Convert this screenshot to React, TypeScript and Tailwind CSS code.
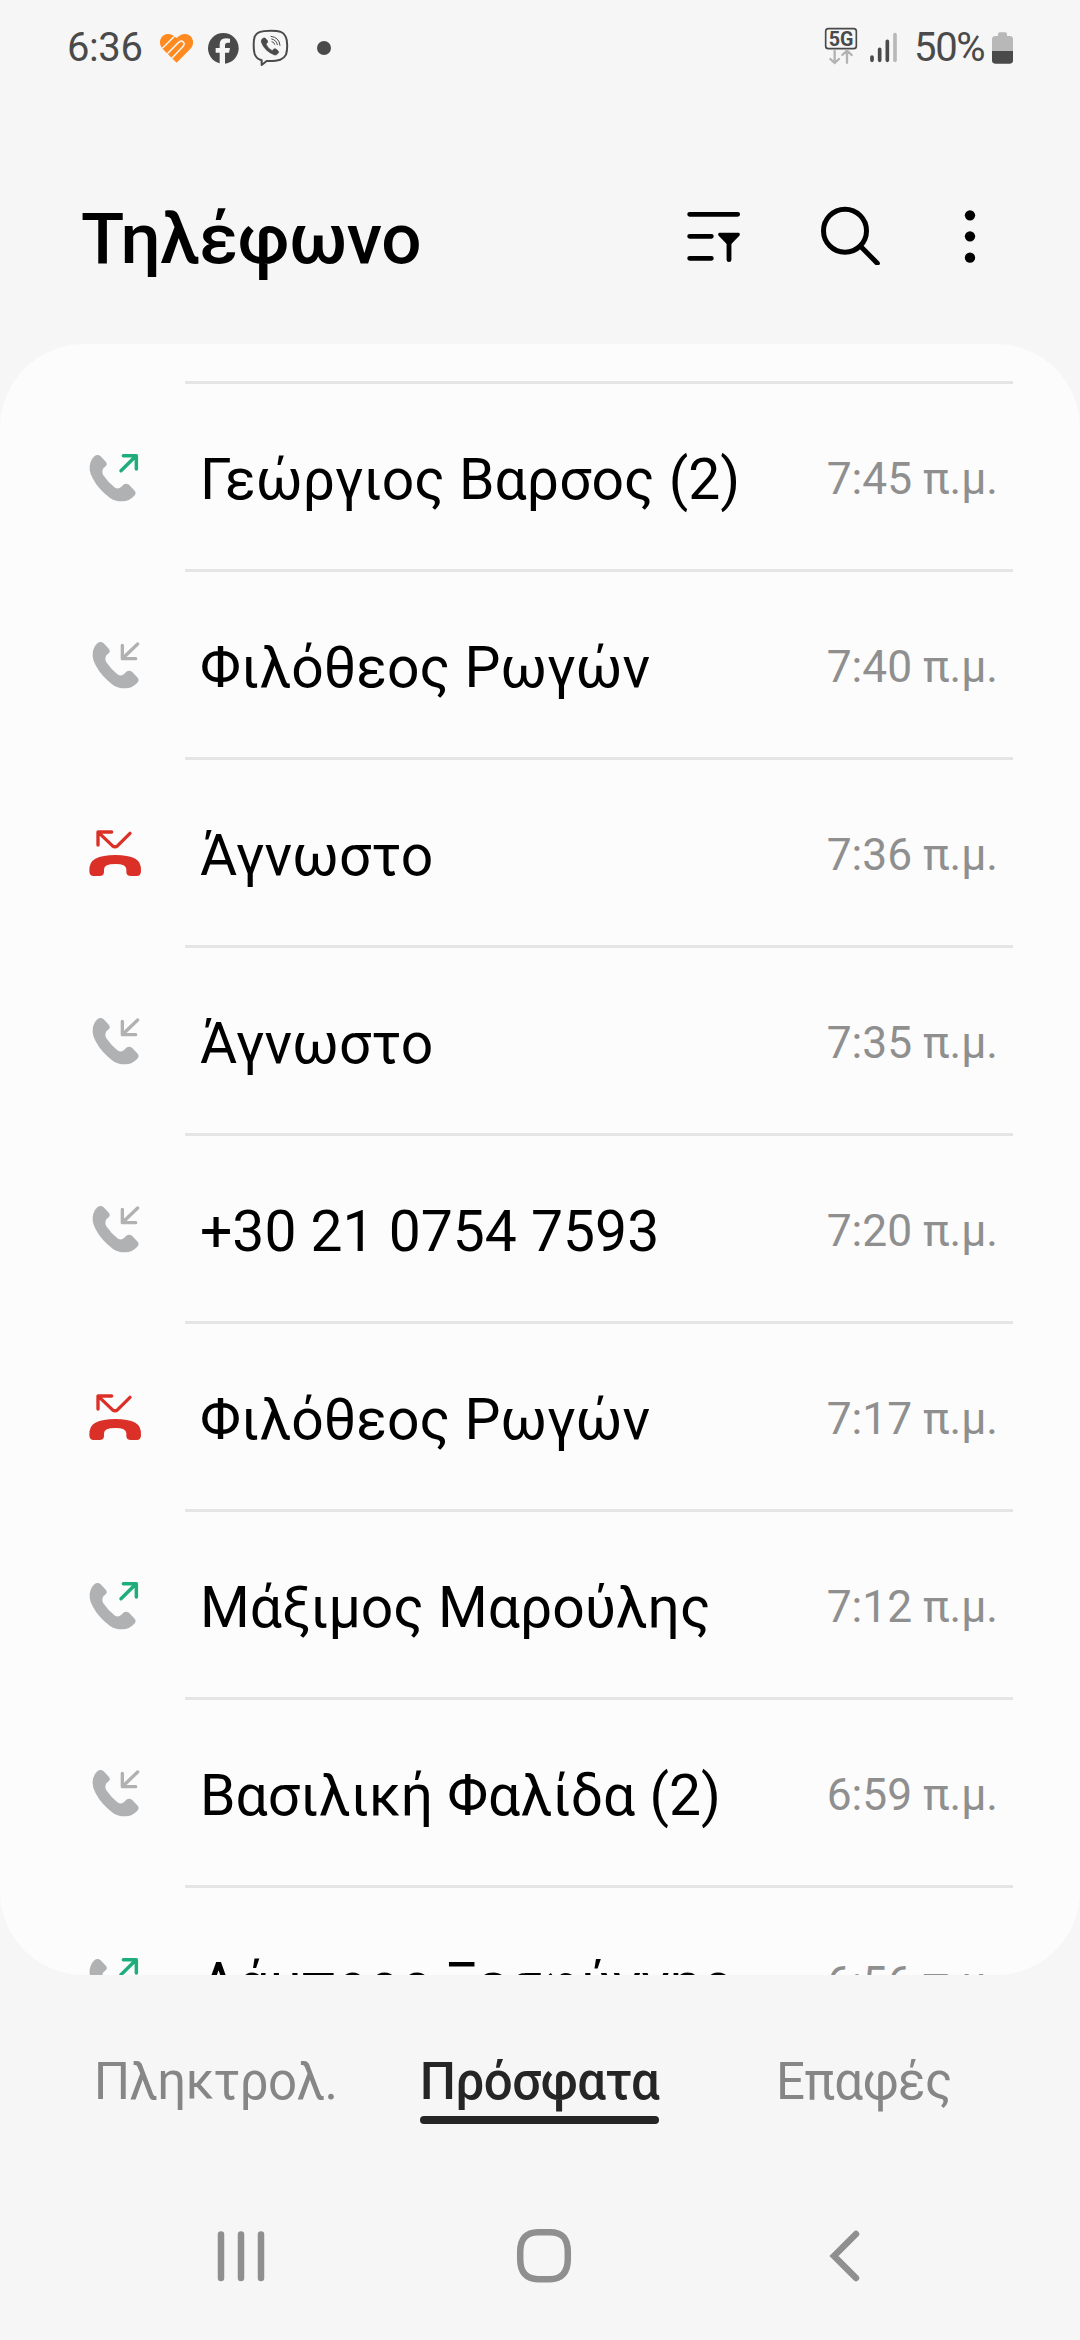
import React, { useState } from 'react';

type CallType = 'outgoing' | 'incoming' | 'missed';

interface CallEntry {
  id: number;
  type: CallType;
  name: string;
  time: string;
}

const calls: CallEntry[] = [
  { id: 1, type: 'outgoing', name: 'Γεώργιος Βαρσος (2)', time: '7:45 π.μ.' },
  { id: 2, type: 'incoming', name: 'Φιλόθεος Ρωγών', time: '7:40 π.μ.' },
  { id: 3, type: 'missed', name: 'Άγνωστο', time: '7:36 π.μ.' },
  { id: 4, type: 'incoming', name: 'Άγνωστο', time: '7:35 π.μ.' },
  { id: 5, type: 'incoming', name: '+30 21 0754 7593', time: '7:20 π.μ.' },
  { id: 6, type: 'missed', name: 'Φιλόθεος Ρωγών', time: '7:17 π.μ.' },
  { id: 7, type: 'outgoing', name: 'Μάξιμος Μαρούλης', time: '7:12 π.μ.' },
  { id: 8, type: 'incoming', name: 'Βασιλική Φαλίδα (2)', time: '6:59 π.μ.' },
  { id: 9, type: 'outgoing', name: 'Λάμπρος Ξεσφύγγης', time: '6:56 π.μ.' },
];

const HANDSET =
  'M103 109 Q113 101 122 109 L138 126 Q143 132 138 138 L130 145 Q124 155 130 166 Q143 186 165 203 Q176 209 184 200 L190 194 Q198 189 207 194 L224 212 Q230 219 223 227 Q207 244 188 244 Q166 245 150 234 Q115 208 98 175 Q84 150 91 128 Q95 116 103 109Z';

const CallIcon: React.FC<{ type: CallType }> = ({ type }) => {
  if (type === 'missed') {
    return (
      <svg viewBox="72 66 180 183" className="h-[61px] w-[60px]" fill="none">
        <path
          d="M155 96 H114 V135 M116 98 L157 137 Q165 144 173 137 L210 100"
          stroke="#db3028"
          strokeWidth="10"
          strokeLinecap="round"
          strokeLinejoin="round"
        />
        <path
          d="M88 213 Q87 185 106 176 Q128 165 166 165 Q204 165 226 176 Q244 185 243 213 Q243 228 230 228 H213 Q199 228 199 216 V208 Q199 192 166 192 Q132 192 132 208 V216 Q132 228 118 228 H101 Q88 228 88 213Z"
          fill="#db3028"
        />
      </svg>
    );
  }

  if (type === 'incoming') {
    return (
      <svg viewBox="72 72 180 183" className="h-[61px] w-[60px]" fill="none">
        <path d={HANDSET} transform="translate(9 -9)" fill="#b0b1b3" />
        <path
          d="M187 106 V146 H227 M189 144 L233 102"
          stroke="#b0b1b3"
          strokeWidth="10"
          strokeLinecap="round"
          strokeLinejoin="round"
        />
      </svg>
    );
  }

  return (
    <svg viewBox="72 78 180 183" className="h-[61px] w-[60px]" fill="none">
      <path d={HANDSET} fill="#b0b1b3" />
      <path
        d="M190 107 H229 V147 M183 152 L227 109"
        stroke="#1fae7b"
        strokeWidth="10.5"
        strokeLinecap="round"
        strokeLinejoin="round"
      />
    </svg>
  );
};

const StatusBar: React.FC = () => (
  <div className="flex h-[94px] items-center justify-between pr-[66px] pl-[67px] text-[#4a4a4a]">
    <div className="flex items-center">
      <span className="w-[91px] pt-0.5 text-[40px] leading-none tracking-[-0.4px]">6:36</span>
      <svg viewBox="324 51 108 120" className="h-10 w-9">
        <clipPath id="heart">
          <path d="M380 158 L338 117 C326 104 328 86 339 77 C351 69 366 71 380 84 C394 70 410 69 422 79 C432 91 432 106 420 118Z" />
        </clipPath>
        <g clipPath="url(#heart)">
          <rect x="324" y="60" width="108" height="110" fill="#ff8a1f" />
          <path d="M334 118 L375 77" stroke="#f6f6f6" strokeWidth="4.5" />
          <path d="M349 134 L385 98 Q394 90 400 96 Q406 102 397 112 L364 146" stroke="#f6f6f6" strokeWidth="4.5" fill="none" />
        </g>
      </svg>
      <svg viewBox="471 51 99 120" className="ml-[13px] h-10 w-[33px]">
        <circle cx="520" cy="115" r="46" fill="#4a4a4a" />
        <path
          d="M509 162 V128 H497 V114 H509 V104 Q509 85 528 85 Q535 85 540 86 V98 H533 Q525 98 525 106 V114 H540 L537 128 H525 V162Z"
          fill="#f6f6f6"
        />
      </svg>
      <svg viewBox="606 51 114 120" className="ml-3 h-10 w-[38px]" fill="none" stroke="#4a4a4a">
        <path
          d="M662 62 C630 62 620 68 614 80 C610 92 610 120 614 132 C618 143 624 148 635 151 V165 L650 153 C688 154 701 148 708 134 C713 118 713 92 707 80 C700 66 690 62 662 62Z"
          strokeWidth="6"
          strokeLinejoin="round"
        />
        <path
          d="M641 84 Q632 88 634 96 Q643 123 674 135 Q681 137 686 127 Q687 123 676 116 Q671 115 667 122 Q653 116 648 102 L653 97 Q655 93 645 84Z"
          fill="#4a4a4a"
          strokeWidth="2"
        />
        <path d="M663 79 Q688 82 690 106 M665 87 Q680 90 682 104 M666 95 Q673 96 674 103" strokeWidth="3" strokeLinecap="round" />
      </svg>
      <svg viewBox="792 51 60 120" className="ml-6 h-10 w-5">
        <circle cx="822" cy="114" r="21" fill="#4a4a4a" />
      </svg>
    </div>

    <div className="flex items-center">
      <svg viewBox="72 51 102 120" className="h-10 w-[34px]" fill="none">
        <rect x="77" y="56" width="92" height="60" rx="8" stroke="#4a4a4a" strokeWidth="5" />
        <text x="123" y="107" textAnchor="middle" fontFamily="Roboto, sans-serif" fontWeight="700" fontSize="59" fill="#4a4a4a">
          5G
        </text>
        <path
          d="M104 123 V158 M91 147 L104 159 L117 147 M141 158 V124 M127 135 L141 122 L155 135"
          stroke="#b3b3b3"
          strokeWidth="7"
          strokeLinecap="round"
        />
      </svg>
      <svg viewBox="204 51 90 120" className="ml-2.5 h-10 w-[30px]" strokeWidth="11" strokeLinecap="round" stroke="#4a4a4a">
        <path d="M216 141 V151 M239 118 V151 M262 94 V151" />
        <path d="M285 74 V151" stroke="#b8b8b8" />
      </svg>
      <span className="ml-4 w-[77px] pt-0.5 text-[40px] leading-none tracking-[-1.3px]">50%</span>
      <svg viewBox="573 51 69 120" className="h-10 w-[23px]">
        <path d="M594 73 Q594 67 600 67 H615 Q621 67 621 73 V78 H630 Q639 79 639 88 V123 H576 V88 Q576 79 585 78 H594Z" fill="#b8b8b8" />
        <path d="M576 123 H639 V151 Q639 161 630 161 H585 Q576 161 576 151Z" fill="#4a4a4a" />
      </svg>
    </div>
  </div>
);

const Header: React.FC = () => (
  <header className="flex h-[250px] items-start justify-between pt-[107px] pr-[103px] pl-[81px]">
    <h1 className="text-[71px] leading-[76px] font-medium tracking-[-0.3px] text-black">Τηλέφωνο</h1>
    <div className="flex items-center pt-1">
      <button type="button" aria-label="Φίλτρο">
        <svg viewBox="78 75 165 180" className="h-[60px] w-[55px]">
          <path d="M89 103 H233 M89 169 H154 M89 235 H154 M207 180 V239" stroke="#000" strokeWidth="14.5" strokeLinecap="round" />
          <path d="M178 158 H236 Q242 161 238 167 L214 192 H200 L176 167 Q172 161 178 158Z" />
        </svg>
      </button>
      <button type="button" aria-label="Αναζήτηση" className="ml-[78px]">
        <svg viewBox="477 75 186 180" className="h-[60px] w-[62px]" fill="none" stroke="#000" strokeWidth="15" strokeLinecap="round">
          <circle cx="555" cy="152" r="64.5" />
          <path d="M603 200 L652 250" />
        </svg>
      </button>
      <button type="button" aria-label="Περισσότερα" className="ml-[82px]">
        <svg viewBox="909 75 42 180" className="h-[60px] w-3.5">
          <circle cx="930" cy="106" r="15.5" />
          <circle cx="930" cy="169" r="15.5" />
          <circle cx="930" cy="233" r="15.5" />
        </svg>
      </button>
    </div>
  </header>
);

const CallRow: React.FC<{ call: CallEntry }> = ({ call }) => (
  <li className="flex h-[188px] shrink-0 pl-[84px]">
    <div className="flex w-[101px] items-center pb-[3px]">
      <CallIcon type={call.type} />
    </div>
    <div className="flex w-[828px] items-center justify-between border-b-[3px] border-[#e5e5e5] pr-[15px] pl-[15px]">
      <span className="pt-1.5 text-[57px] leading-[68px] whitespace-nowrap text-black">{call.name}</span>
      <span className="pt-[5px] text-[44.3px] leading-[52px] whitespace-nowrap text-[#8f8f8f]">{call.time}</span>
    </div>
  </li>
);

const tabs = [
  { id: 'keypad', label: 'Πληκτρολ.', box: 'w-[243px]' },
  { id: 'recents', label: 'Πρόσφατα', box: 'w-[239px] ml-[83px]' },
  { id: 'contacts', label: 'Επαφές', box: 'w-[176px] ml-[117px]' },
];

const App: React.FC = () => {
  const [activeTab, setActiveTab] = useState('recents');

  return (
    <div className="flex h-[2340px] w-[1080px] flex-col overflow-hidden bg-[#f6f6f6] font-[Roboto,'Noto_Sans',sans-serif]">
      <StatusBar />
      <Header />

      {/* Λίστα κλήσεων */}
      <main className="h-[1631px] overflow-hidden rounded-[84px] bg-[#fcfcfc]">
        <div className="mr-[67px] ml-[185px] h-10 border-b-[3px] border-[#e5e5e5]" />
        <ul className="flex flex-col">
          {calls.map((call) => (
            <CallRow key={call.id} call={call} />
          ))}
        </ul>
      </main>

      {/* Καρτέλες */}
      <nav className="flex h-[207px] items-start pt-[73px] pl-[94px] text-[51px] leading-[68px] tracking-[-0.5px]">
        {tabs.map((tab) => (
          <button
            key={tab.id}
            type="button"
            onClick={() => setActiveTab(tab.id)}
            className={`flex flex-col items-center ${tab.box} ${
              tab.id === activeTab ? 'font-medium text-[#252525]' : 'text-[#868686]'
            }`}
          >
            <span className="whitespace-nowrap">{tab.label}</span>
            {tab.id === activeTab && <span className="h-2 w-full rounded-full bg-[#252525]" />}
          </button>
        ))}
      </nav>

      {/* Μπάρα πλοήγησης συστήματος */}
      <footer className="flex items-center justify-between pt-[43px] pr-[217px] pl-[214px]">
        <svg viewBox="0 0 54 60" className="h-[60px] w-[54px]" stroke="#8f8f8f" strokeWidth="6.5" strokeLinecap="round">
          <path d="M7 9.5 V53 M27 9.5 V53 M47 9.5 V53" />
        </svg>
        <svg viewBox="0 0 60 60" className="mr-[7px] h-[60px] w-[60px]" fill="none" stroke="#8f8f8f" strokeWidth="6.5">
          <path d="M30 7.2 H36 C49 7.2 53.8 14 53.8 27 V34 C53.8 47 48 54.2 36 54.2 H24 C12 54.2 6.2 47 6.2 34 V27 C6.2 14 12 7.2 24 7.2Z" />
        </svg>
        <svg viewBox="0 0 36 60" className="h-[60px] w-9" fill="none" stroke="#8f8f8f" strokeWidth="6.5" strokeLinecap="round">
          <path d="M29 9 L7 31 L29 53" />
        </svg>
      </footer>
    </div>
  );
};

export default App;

= = = = =

- [Aim]: Leave out the pictures. Transcribe only the lines above, from the first through the one that contains "type CallType = 'outgoing'".

- [Full output]:
Convert this screenshot to React, TypeScript and Tailwind CSS code.
import React, { useState } from 'react';

type CallType = 'outgoing' | 'incoming' | 'missed';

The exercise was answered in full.